Vous n’avez pas sauvé la Tunisie, monsieur le Président, vous l’avez enfoncée !

Monsieur le président, vous en qui nous avons vu le père de la nation, notre sauveteur, notre « Pater patriae », vous nous avez lâchés ou plutôt lynchés !

Vous aviez décrété que la démocratie pouvait se conjuguer à l’islam politique alors qu’au plus profond de vous-même, vous saviez qu’il n’en était rien. Vous l’avez reconnu tard, trop tard.

En 2011, vous avez été le meilleur avocat de l’islam politique dans le monde. Et nous avons vu les islamistes à l’œuvre monsieur, des jeunes devenus des barbares tuant, violant et massacrant des innocents en Syrie, en Libye et en Irak au nom de l’Islam et les femmes, les Tunisiennes réputées fières et éduquées, faisant commerce de leurs corps pour satisfaire les guerriers de l’apocalypse.

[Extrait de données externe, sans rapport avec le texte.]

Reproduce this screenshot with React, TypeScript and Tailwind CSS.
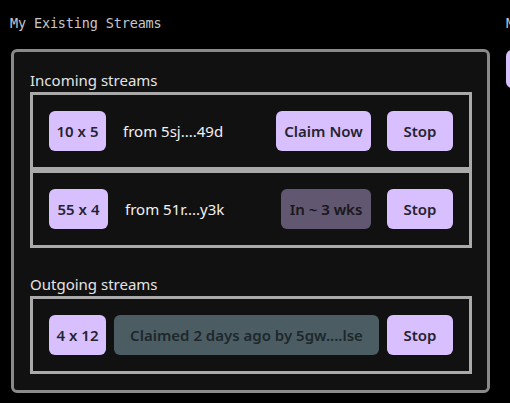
import React from "react"

const sans = { fontFamily: '"Noto Sans", "Open Sans", sans-serif' }

type Row = {
  amount: string
  amountWidth: string
  from: string
  action: string
  actionWidth: string
  pending?: boolean
}

const incoming: Row[] = [
  { amount: "10 x 5", amountWidth: "w-[57px]", from: "from 5sj....49d", action: "Claim Now", actionWidth: "w-[95px]" },
  { amount: "55 x 4", amountWidth: "w-[59px]", from: "from 51r....y3k", action: "In ~ 3 wks", actionWidth: "w-[90px]", pending: true },
]

function Pill({ children, className = "" }: { children: React.ReactNode; className?: string }) {
  return (
    <button
      className={`h-10 shrink-0 rounded-md bg-[#d8c0ff] text-[15px] font-semibold text-[#262330] ${className}`}
      style={sans}
    >
      {children}
    </button>
  )
}

function StreamBox({ children }: { children: React.ReactNode }) {
  return (
    <div className="flex h-[78px] w-[442px] items-center border-[3px] border-[#aaa] px-4">{children}</div>
  )
}

export default function App() {
  return (
    <div className="h-[403px] w-[510px] overflow-hidden bg-black">
      <div className="flex gap-4 pl-[11px] pt-[13px]">
        {/* existing streams */}
        <div className="w-[479px] shrink-0">
          <div
            className="h-5 text-[13.5px] leading-5 text-[#c8c8c8]"
            style={{ fontFamily: '"DejaVu Sans Mono", "Liberation Mono", monospace', marginLeft: -1, letterSpacing: "-0.15px" }}
          >
            My Existing Streams
          </div>
          <div className="mt-4 rounded-md border-[3px] border-[#8a8a8a] bg-[#111] pb-4 pl-4 pr-[15px] pt-4">
            <div className="h-6 text-[15px] leading-6 text-[#e4e4e4]" style={sans}>
              Incoming streams
            </div>
            <div className="flex flex-col">
              {incoming.map((r) => (
                <StreamBox key={r.from}>
                  <Pill className={r.amountWidth}>{r.amount}</Pill>
                  <span className="ml-[17px] text-[15px] text-[#f2f2f2]" style={sans}>
                    {r.from}
                  </span>
                  <div className="flex-1" />
                  <Pill className={`${r.actionWidth} ${r.pending ? "opacity-40" : ""}`}>{r.action}</Pill>
                  <Pill className="ml-4 w-[66px]">Stop</Pill>
                </StreamBox>
              ))}
            </div>
            <div className="mt-6 h-6 text-[15px] leading-6 text-[#e4e4e4]" style={sans}>
              Outgoing streams
            </div>
            <StreamBox>
              <Pill className="w-[57px]">4 x 12</Pill>
              <button
                className="ml-2 h-10 flex-1 rounded-md bg-[#4b5d63] text-[15px] font-semibold text-[#1e272b]"
                style={sans}
              >
                Claimed 2 days ago by 5gw....lse
              </button>
              <Pill className="ml-2 w-[66px]">Stop</Pill>
            </StreamBox>
          </div>
        </div>

        {/* new stream form (cut off) */}
        <div className="w-[300px] shrink-0">
          <div
            className="h-5 text-[13.5px] leading-5 text-[#c8c8c8]"
            style={{ fontFamily: '"DejaVu Sans Mono", "Liberation Mono", monospace' }}
          >
            Make a New Stream
          </div>
          <div className="mt-[17px] h-[38px] w-[200px] rounded-md bg-[#d8c0ff]" />
        </div>
      </div>
    </div>
  )
}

Quant à l’économie, c’est un cataclysme qu’elle vit depuis le passage de la Troïka au pouvoir et elle n’arrive pas à redécoller Monsieur car notre pays est aujourd’hui privé de sa souveraineté économique après que la chasse aux sorcières et les départs de ses compétences l’aient privé de sa matière grise. Aujourd’hui des opérateurs économiques respectables ont disparu, ils sont remplacés par les hommes de main des anciens corrompus, les nouvelles mafias et les fortunés de guerre post-14 janvier !

Et je vous accuse d’avoir enfoncé notre pays au lieu de le sauver, monsieur le Président !
En 2011, on vous aurait fait miroiter Carthage comme récompense. Vos protégés de l’époque qui n’avaient pas encore possédé la Tunisie vous ont préféré le Marzouki désigné président avec tout juste 8 000 voix. Son allégeance et sa loyauté, elles, allaient vers le tout petit, petit Qatar.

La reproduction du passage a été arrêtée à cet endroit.